The recording opens with the well-known exciting fanfare from La Péri by Paul Dukas. The band plays this work with a strong sense of ensemble skills. This piece has given top orchestras intonation issues due to Dukas's creative harmony, but the students of the DePauw University Band handled the challenges of the piece quite well. I was particularly impressed by the more reserved approach from the brass section. Too often, groups play this fanfare far too loud, and the result is intonation and balance issues. Not here. Bravo, DePauw students and conductor!

Starsplitter, by Philip Rothman, is a quick and exciting wind band showpiece. The entire DePauw University Band is featured in this track, and the brass section has moments to shine. I particularly enjoyed the overall ensemble sound in this track. Moments of this piece remind me of compositions by John Adams. This superb performance leaves no question as to why the disc was named for this piece.

Joseph Turrin's Fandango for solo trumpet, trombone and band features the wonderful trumpet and trombone faculty members at DePauw, Leonard Foy and James A. Beckel, Jr., respectively. The spirited piece displays both the virtuoso skills of Professors Foy and Beckel and the sensitive ensemble accompaniment from the DePauw band members. The contrasts in the piece afford listeners the chance to hear these soloists in lyrical and technical modes. This is such a fun track to listen to! I am sure it was also fun to record.

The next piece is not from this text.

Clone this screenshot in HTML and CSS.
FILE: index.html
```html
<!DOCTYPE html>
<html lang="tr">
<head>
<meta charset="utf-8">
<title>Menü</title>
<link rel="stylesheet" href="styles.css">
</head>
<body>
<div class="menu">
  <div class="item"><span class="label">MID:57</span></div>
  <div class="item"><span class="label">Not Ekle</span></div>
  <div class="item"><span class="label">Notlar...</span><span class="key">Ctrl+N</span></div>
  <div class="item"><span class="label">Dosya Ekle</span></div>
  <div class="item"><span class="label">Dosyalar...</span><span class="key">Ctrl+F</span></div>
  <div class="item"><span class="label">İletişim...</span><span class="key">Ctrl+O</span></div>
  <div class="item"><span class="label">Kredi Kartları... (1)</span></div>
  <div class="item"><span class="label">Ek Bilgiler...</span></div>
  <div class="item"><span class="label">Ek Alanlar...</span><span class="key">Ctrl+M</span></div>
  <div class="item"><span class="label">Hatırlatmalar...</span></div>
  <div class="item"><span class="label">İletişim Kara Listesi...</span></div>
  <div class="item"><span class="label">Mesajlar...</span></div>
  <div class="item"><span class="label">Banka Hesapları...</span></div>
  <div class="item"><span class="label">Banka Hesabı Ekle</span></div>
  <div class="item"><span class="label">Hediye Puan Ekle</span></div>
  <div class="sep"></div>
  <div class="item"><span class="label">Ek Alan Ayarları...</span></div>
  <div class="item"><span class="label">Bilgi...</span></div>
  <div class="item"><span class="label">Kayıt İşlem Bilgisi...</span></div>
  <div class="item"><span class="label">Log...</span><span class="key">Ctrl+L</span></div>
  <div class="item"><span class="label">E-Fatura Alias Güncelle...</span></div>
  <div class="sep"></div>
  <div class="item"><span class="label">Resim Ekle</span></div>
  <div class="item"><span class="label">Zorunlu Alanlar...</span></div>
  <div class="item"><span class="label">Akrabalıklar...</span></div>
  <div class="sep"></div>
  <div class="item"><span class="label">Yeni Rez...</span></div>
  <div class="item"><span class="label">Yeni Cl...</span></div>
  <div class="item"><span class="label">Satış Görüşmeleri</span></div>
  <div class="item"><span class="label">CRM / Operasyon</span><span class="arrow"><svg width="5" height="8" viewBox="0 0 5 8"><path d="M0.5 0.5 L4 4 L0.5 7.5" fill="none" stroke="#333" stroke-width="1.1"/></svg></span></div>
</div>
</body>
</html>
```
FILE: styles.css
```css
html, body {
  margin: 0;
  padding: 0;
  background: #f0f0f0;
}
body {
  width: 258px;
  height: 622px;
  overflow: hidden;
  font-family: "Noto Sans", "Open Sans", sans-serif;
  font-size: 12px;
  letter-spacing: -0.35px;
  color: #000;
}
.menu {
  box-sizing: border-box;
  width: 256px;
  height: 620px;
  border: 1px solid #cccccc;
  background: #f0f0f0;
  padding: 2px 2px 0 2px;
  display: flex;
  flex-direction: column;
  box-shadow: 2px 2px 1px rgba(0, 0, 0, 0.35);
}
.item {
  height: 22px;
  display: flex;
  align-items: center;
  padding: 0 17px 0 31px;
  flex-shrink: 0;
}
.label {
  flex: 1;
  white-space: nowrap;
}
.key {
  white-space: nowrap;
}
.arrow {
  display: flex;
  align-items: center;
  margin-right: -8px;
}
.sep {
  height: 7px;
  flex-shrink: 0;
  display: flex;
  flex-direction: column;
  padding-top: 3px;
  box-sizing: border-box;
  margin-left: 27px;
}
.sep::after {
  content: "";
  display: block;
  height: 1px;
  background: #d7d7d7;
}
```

Philip Sparke is well known to brass players for his immense contributions to band and brass band literature, but his composition on this disc, Overture for Woodwinds, is solely for woodwind instruments. I loved listening to this piece, and the DePauw woodwinds played so beautifully.

James A. Beckel, Jr. appears once again on this disc, though this time as a composer. His Music for Winds, Piano, and Percussion is another challenging feature for band. The students played this piece well, with beautiful solos and soli sections. Ensemble intonation, ease of tone production, blend, balance, and musical sense of phrasing was particularly impressive in this piece.

Next on the CD is Chen Yi's work, Tu, for wind ensemble. Originally composed for orchestra, Chen Yi wrote that this work is, "...dedicated to the memory of New York firefighters who sacrificed themselves protecting thousands of fellow citizens at the 9.11 tragedy in 2001." This is the most modernistic sounding piece on the album. The students played this piece with spectacular execution.

Robert Spittal's Pacem opens with soloistic brass lines leading to a full brass chorale. The woodwinds take up the material, and the music develops into a lush colorful texture. This track shows off the ensemble's skills in lyrical phrasing. This is one of my favorite tracks on the CD. Beautiful music-making, Dr. Paré and company!

The DePauw University Woodwind Quintet gets their own feature with Bernhard Heiden's Sinfonia for woodwind quintet. The playing by these faculty members is top notch, and it demonstrates the level of performance and education that would enable the woodwind and horn sections to perform so well in the DePauw University Band. Virtuoso levels of intonation and ensemble musicianship are on full display here by Anne Reynolds on flute, Leonid Sirotkin on oboe, Randy Salman on clarinet, Kara Stolle on bassoon, and Robert Danforth on horn.

Similarly, the Suite (d'après CORRETTE) pour Hautbois, Clarinette et Basson by Darius Milhaud features the oboe, clarinet, and bassoon faculty members from the previous track as a trio performing a quirky piece by the French polytonal composer, Milhaud. The trio navigates the challenges of the work's tonality with finesse.

The CD ends with the standard wind band favorite, Four Scottish Dances, Op. 59, by Malcolm Arnold and set for band by John P. Paynter. This performance sums up the entire disc well. The ensemble plays the work with ease. The DePauw University Band plays with a maturity and joy that makes listening to this CD an enjoyable experience. The faculty performances are worth hearing, as well. I look forward to hearing other discs from the faculty and students at DePauw.